McConaughey was very good in Dallas
Buyer’s Club. It’s not the choice I would have made, however. Like many, I
was really hoping Leonardo DiCaprio would win it for The Wolf of Wall Street. The way he made real life stock swindler
Jordan Belfort so charismatic and funny yet clearly monstrously evil, and the
insane energy he brought to the role (not to mention the way he put his body
into it in a few appallingly shocking scenes), was incredible. You could have
also made strong argument for Chiwetel Ejiofor in 12 Years a Slave, who managed humanity and even dignity among all
the hopelessness and horrors in that film. But the award still should have been
DiCaprio’s.
Best Actress: Cate Blanchett, Blue Jasmine
Haven’t seen Blue Jasmine, so I can’t comment on Blanchett’s
win. Of the two nominees in films I did see—Amy Adams in American Hustle and Sandra Bullock in Gravity—I don’t think either role was exactly award-worthy. I wasn’t a fan of American Hustle at all, and
though I enjoyed Gravity, the movie
is more about the viewing experience than its story or characters. While
Bullock was good in it, I’m not certain the film would have been a whole lot
different with other actors working around the special effects.
Best Supporting Actor: Jared Leto, Dallas Buyer’s Club
Leto was the only nominee not based on a real person (Dallas Buyer’s Club is based on a true
story, but this character is a fictional composite). Perhaps the biggest complement
you could pay is that if you didn’t know better, Leto would make you think his
character Rayon had to have been a real person. On the same token, Michael
Fassbender in 12 Years a Slave and
Jonah Hill in The Wolf of Wall Street
almost seem like exaggeratedly horrible characters, but are actually embodiments of real people, and apparently pretty accurate ones. I might have voted for one of those two
for just going all out on their specific brand of awfulness (my favoritism toward
The Wolf of Wall Street had me
pulling for Hill), but Leto’s more understated grace and humanity is certainly
not a bad choice.
Best Supporting Actress: Lupita Nyong’o, 12 Years a Slave
Absolutely the right pick.
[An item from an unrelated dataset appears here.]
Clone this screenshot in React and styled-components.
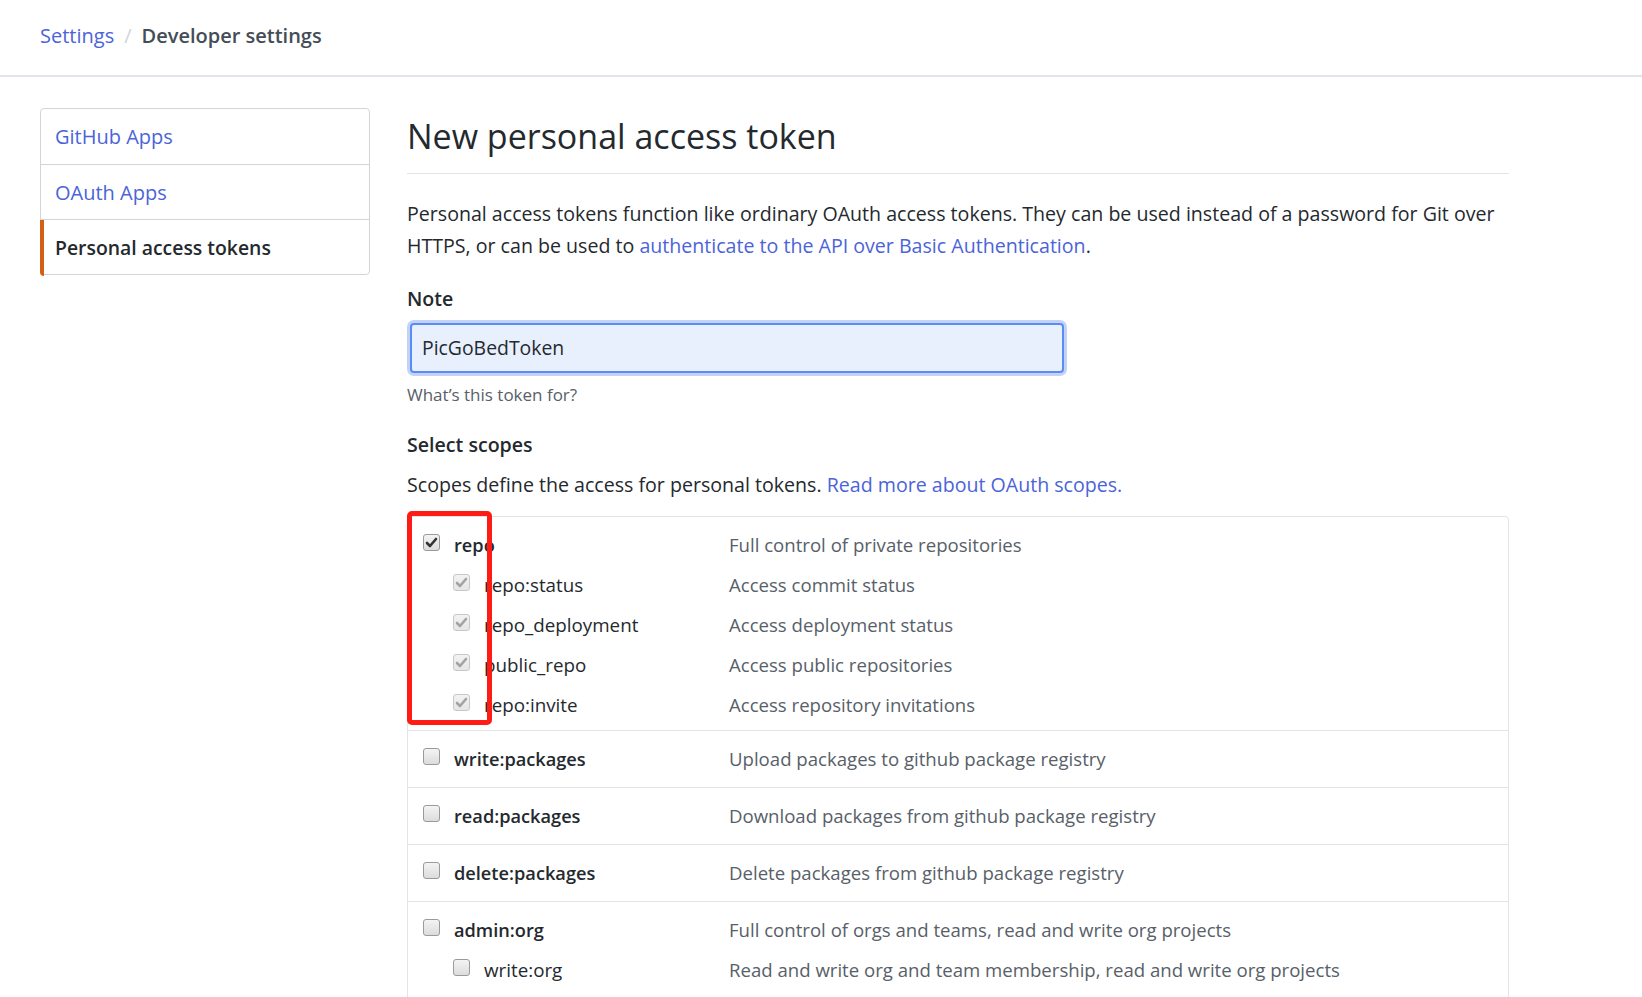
import styled, { createGlobalStyle } from 'styled-components'

const GlobalStyle = createGlobalStyle`
    body {
        margin: 0;
        background: #fff;
        color: #24292e;
        font-family: "Open Sans", "Noto Sans", "Liberation Sans", sans-serif;
        font-size: 19.6px;
    }
    * { box-sizing: border-box; }
`

const Header = styled.header`
    height: 77px;
    border-bottom: 2px solid #e1e4e8;
    display: flex;
    align-items: center;
    padding: 0 40px 4px;
    font-size: 20px;
`

const Crumb = styled.a`
    color: ${p => (p.current ? '#444d56' : '#4b64d9')};
    font-weight: ${p => (p.current ? 600 : 400)};
    text-decoration: none;
`

const Slash = styled.span`
    color: #d1d5da;
    margin: 0 10px;
`

const Page = styled.div`
    display: flex;
    align-items: flex-start;
    gap: 37px;
    padding: 31px 40px 0;
`

const Menu = styled.nav`
    width: 330px;
    flex: none;
    border: 1.5px solid #d1d5da;
    border-radius: 4px;
`

const MenuItem = styled.a`
    position: relative;
    display: flex;
    align-items: center;
    height: 55px;
    padding-left: 14px;
    font-size: ${p => (p.selected ? 19.4 : 20)}px;
    text-decoration: none;
    color: ${p => (p.selected ? '#24292e' : '#4b64d9')};
    font-weight: ${p => (p.selected ? 600 : 400)};
    & + & { border-top: 1.5px solid #d1d5da; }

    &::before {
        content: '';
        display: ${p => (p.selected ? 'block' : 'none')};
        position: absolute;
        left: -1.5px;
        top: 0;
        bottom: -1.5px;
        width: 4px;
        background: #d35f13;
        border-bottom-left-radius: 4px;
    }
`

const Main = styled.main`
    width: 1102px;
    flex: none;
`

const Title = styled.h2`
    margin: 0 0 24px;
    font-size: 34px;
    font-weight: 400;
    line-height: 56px;
    padding-bottom: 9px;
    border-bottom: 1.5px solid #e1e4e8;
`

const Text = styled.p`
    margin: 0;
    line-height: 31.5px;
    margin-top: ${p => p.top || 0}px;
`

const Link = styled.a`
    color: #4b64d9;
    text-decoration: none;
`

const Label = styled.label`
    display: block;
    margin-top: ${p => p.top || 0}px;
    font-weight: 600;
    line-height: 31.5px;
`

const Input = styled.input`
    display: block;
    width: 654px;
    height: 50px;
    margin: 8px 0 0 3px;
    padding: 0 10px;
    font-family: inherit;
    font-size: 19.4px;
    color: #24292e;
    background: #e8f0fe;
    border: 2px solid #5a8cf5;
    border-radius: 4px;
    box-shadow: 0 0 0 3px #c4d2f5;
    outline: none;
`

const Note = styled.p`
    margin: 8px 0 0;
    font-size: 17px;
    line-height: 27px;
    color: #586069;
`

const Scopes = styled.div`
    position: relative;
    margin-top: 15px;
    border: 1.5px solid #e1e4e8;
    border-radius: 4px;
    font-size: 18.6px;
`

const Group = styled.div`
    padding: ${p => (p.nested ? '8px 0 5px' : '8px 0')};
    & + & { border-top: 1.5px solid #e1e4e8; }
`

const Row = styled.div`
    display: grid;
    grid-template-columns: 321px 1fr;
    align-items: center;
    height: 40px;
`

const NameCell = styled.div`
    display: flex;
    align-items: center;
    gap: 14px;
    padding-left: ${p => (p.sub ? 45 : 15)}px;
    font-weight: ${p => (p.sub ? 400 : 600)};
    font-size: ${p => (p.sub ? 18.8 : 18.2)}px;
`

const Desc = styled.span`
    color: #586069;
`

const Box = styled.span`
    width: 17px;
    height: 17px;
    flex: none;
    margin-top: -5px;
    display: flex;
    align-items: center;
    justify-content: center;
    border-radius: 3px;
    border: 1px solid ${p => (p.disabled ? '#c8c8c8' : '#9a9a9a')};
    background: ${p => (p.disabled
        ? 'linear-gradient(#f2f2f2, #e6e6e6)'
        : 'linear-gradient(#f4f4f4, #dcdcdc)')};
    color: ${p => (p.disabled ? '#a3a3a3' : '#333')};
`

const Highlight = styled.div`
    position: absolute;
    left: -1.5px;
    top: -5.5px;
    width: 85px;
    height: 214px;
    border: 5px solid #ff1c14;
    border-radius: 5px;
    pointer-events: none;
`

function CheckBox({ checked, disabled }) {
    return (
        <Box disabled={disabled}>
            {checked && (
                <svg width="13" height="13" viewBox="0 0 13 13">
                    <path d="M2 7 L5 10 L11 3" fill="none" stroke="currentColor" strokeWidth="2.6" strokeLinecap="round" strokeLinejoin="round" />
                </svg>
            )}
        </Box>
    )
}

const groups = [
    {
        name: 'repo', desc: 'Full control of private repositories', checked: true,
        children: [
            ['repo:status', 'Access commit status'],
            ['repo_deployment', 'Access deployment status'],
            ['public_repo', 'Access public repositories'],
            ['repo:invite', 'Access repository invitations'],
        ],
    },
    { name: 'write:packages', desc: 'Upload packages to github package registry' },
    { name: 'read:packages', desc: 'Download packages from github package registry' },
    { name: 'delete:packages', desc: 'Delete packages from github package registry' },
    {
        name: 'admin:org', desc: 'Full control of orgs and teams, read and write org projects',
        children: [
            ['write:org', 'Read and write org and team membership, read and write org projects'],
            ['read:org', 'Read org and team membership, read org projects'],
        ],
    },
]

function ScopeGroup({ group }) {
    const children = group.children || []
    return (
        <Group nested={children.length > 0}>
            <Row>
                <NameCell>
                    <CheckBox checked={group.checked} />
                    {group.name}
                </NameCell>
                <Desc>{group.desc}</Desc>
            </Row>
            {children.map(([name, desc]) => (
                <Row key={name}>
                    <NameCell sub>
                        <CheckBox checked={group.checked} disabled={group.checked} />
                        {name}
                    </NameCell>
                    <Desc>{desc}</Desc>
                </Row>
            ))}
        </Group>
    )
}

export default function App() {
    return (
        <>
            <GlobalStyle />
            <Header>
                <Crumb href="#">Settings</Crumb>
                <Slash>/</Slash>
                <Crumb current>Developer settings</Crumb>
            </Header>
            <Page>
                <Menu>
                    <MenuItem href="#">GitHub Apps</MenuItem>
                    <MenuItem href="#">OAuth Apps</MenuItem>
                    <MenuItem selected>Personal access tokens</MenuItem>
                </Menu>
                <Main>
                    <Title>New personal access token</Title>
                    <Text>
                        Personal access tokens function like ordinary OAuth access tokens. They can be used instead of a password for Git over
                        HTTPS, or can be used to <Link href="#">authenticate to the API over Basic Authentication</Link>.
                    </Text>
                    <Label top={22}>Note</Label>
                    <Input defaultValue="PicGoBedToken" />
                    <Note>What’s this token for?</Note>
                    <Label top={21}>Select scopes</Label>
                    <Text top={9}>
                        Scopes define the access for personal tokens. <Link href="#">Read more about OAuth scopes.</Link>
                    </Text>
                    <Scopes>
                        {groups.map(g => <ScopeGroup key={g.name} group={g} />)}
                        <Highlight />
                    </Scopes>
                </Main>
            </Page>
        </>
    )
}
Nyong’o is the target of most of
the worst torment in the Best Picture winner, and it’s so heartbreaking it’s
almost hopeless. Even in a smaller supporting role, her suffering and
dehumanization encompasses nearly all imaginable evils of bondage. I hope now
she becomes a big star.
Snubs:
The Academy’s gotten some criticism for not giving any
nominations to Fruitvale Station, and
rightly so. I’m not going to speculate on whether it was studio politics or the
film’s controversial subject matter or some other reason it got ignored. But if
the Oscars really are the awards for the best films, it should have been nominated
(it was certainly more deserving than American
Hustle). It’s also too bad because even if it didn’t win anything, some
recognition from the Academy might have gotten more people to see it.
Also ignored was my other favorite film of 2013: The World’s End, which I’ve come to like
more and more after rewatching it a few times. This didn’t surprised me at all.
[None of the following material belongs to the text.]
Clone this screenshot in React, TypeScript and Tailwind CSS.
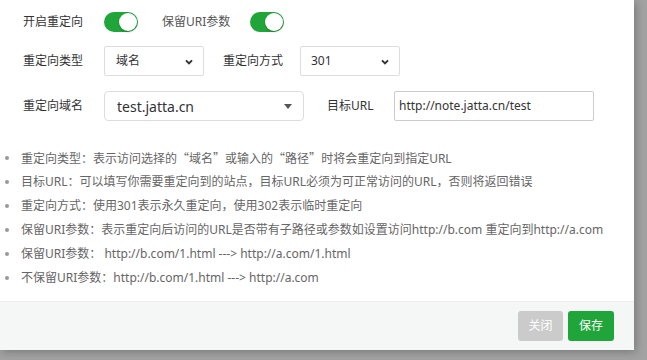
import React, { useState } from 'react'

const Toggle = ({ on, onClick }: { on: boolean; onClick: () => void }) => (
  <button
    onClick={onClick}
    className={`relative w-[34px] h-[20px] rounded-full ${on ? 'bg-[#20a53a]' : 'bg-[#ccc]'}`}
  >
    <span
      className={`absolute top-[1px] w-[18px] h-[18px] rounded-full bg-white shadow-[0_1px_2px_rgba(0,0,0,0.25)] ${on ? 'left-[15px]' : 'left-[1px]'}`}
    />
  </button>
)

const Chevron = () => (
  <svg width="10" height="10" viewBox="0 0 10 10" className="absolute right-[9px] top-[10px]">
    <path d="M2 3.4 L5 6.4 L8 3.4" fill="none" stroke="#333" strokeWidth="2" />
  </svg>
)

const Q = ({ c }: { c: string }) => (
  <span style={{ fontFamily: '"Noto Sans CJK SC", sans-serif' }}>{c}</span>
)

const notes: React.ReactNode[] = [
  <>
    重定向类型：表示访问选择的<Q c="“" />域名<Q c="”" />或输入的<Q c="“" />路径<Q c="”" />时将会重定向到指定URL
  </>,
  '目标URL：可以填写你需要重定向到的站点，目标URL必须为可正常访问的URL，否则将返回错误',
  '重定向方式：使用301表示永久重定向，使用302表示临时重定向',
  '保留URI参数：表示重定向后访问的URL是否带有子路径或参数如设置访问http://b.com 重定向到http://a.com',
  '保留URI参数： http://b.com/1.html ---> http://a.com/1.html',
  '不保留URI参数：http://b.com/1.html ---> http://a.com',
]

const App = () => {
  const [redirect, setRedirect] = useState(true)
  const [keepUri, setKeepUri] = useState(true)

  return (
    <section
      className="w-[647px] h-[360px] bg-[#a2a2a2] overflow-hidden"
      style={{ fontFamily: '"Noto Sans", "Noto Sans CJK SC", sans-serif' }}
    >
      <div className="w-[634px] h-[350px] bg-white flex flex-col shadow-[2px_2px_8px_rgba(0,0,0,0.25)]">
        <div className="flex-1 pl-[23px] text-[12px] text-[#555]">
          <div className="flex items-center h-[20px] mt-[12px]">
            <span className="w-[81px] text-[#333]">开启重定向</span>
            <Toggle on={redirect} onClick={() => setRedirect(!redirect)} />
            <span className="ml-[24px] w-[88px] text-[#555]">保留URI参数</span>
            <Toggle on={keepUri} onClick={() => setKeepUri(!keepUri)} />
          </div>

          <div className="flex items-center h-[30px] mt-[14px]">
            <span className="w-[81px] text-[#333]">重定向类型</span>
            <div className="relative w-[100px] h-[30px] border border-[#ddd] rounded-[2px] pl-[11px] flex items-center text-[#333]">
              域名
              <Chevron />
            </div>
            <span className="ml-[19px] w-[77px] text-[#333]">重定向方式</span>
            <div className="relative w-[100px] h-[30px] border border-[#ddd] rounded-[2px] pl-[10px] flex items-center text-[#333]">
              301
              <Chevron />
            </div>
          </div>

          <div className="flex items-center h-[30px] mt-[15px]">
            <span className="w-[81px] text-[#333]">重定向域名</span>
            <div className="relative w-[200px] h-[30px] border border-[#ddd] rounded-[4px] pl-[12px] flex items-center text-[14px] text-[#333]">
              test.jatta.cn
              <span className="absolute right-[11px] top-[12px] w-0 h-0 border-l-[4px] border-r-[4px] border-t-[5px] border-l-transparent border-r-transparent border-t-[#555]" />
            </div>
            <span className="ml-[23px] w-[67px] text-[#333]">目标URL</span>
            <div className="w-[200px] h-[30px] border border-[#ccc] rounded-[2px] pl-[4px] flex items-center text-[#333]">
              http://note.jatta.cn/test
            </div>
          </div>

          <ul className="mt-[25px] -ml-[23px] text-[#666]">
            {notes.map((n, i) => (
              <li key={i} className="flex items-center h-[24px]">
                <span className="w-[21px] flex justify-center pr-[7px]">
                  <span className="w-[4px] h-[4px] rounded-full bg-[#999]" />
                </span>
                <span>{n}</span>
              </li>
            ))}
          </ul>
        </div>

        <div className="h-[49px] bg-[#f5f7f6] border-t border-[#eee] flex items-center justify-end pr-[20px] gap-[5px]">
          <button className="w-[45px] h-[30px] rounded-[3px] bg-[#cbcbcb] text-white text-[12px]">关闭</button>
          <button className="w-[46px] h-[30px] rounded-[3px] bg-[#20a53a] text-white text-[12px]">保存</button>
        </div>
      </div>
    </section>
  )
}

export default App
Aside from a few more artsy types like Woody Allen, the Oscars rarely recognize
comedies. But with their Three Flavours Cornetto trilogy, the team of Simon
Pegg and Edgar Wright have made the best and smartest film parodies since the
heyday of Mel Brooks, and The World’s End
might have been their most original and thoughtful work. No, I don’t think it’s the
best picture of 2013, and the acting was more of an ensemble job with equal
parts instead of any one role rising above the rest. But, maybe it could have
gotten a writing nomination? It’s seriously that clever and funny.